Interestingly, women's shoes with a menswear feel was something that Adrianna Papell was finding success with. Cohen said: "Menswear is on trend. This is the second year that we have been running this particular silhouette. It has become almost as important to us as our dress shoe business."
A number of other styles currently finding success were highlighted by Fox. She said: "There are some trends that are now happening across the board. Spring booties, for instance, have become really important, everyone is wearing sneakers. The riding boot is kind of dead, though it may not be in the middle of the country.
"Any flats or lace-up boots are good. People are now dressing much more casually than they have in the past. We also have a good feeling about block heels. This year, we have a huge block heel collection."
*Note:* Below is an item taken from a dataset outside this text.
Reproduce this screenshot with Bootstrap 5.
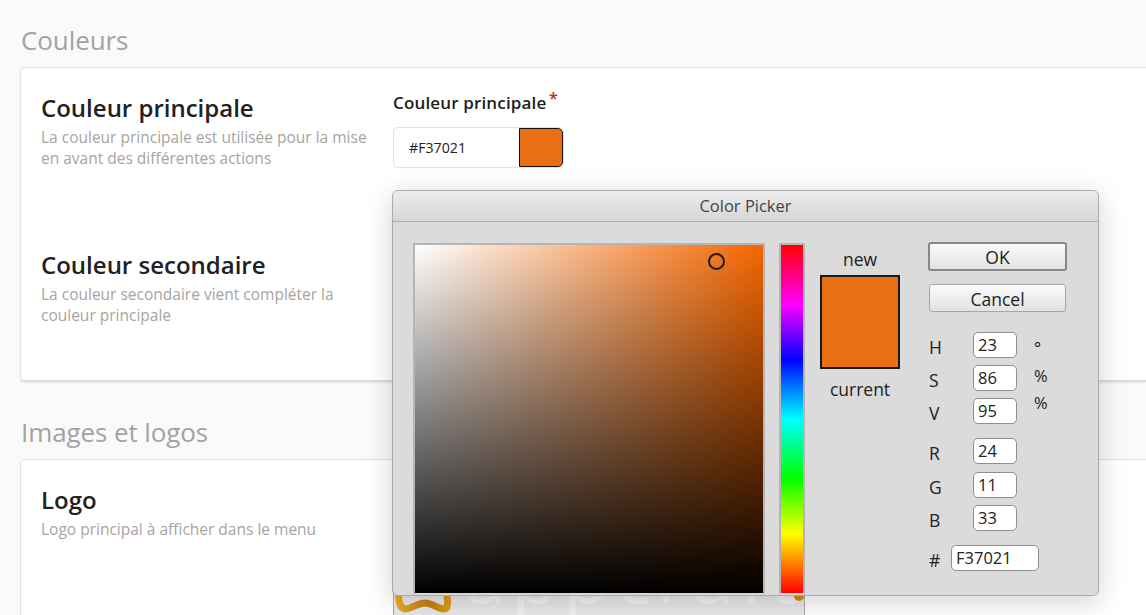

Helen Yue, a Sales Executive with California's Westwood Footwear, backed Fox's hunches, saying: "This year our wedges are selling well, as are some of our flats."
Making its US debut at the show was the Victoria brand, a range manufactured by Spain's Calzados Nuevo Milenio. According to Ana Perez Sevilla, the company's International Sales Manager, certain elements of its range were finding particular favour in New York. She said "We have had a high level of interest in our younger-oriented shoes. Platforms in shiny material are particularly in demand. Our totally white look is strong, too, and has had a great reception.".
The Fashion Footwear Association of New York (FFANY) New York Shoe Expo 2016 was held at the Hilton Midtown Manhattan from 7-9 June.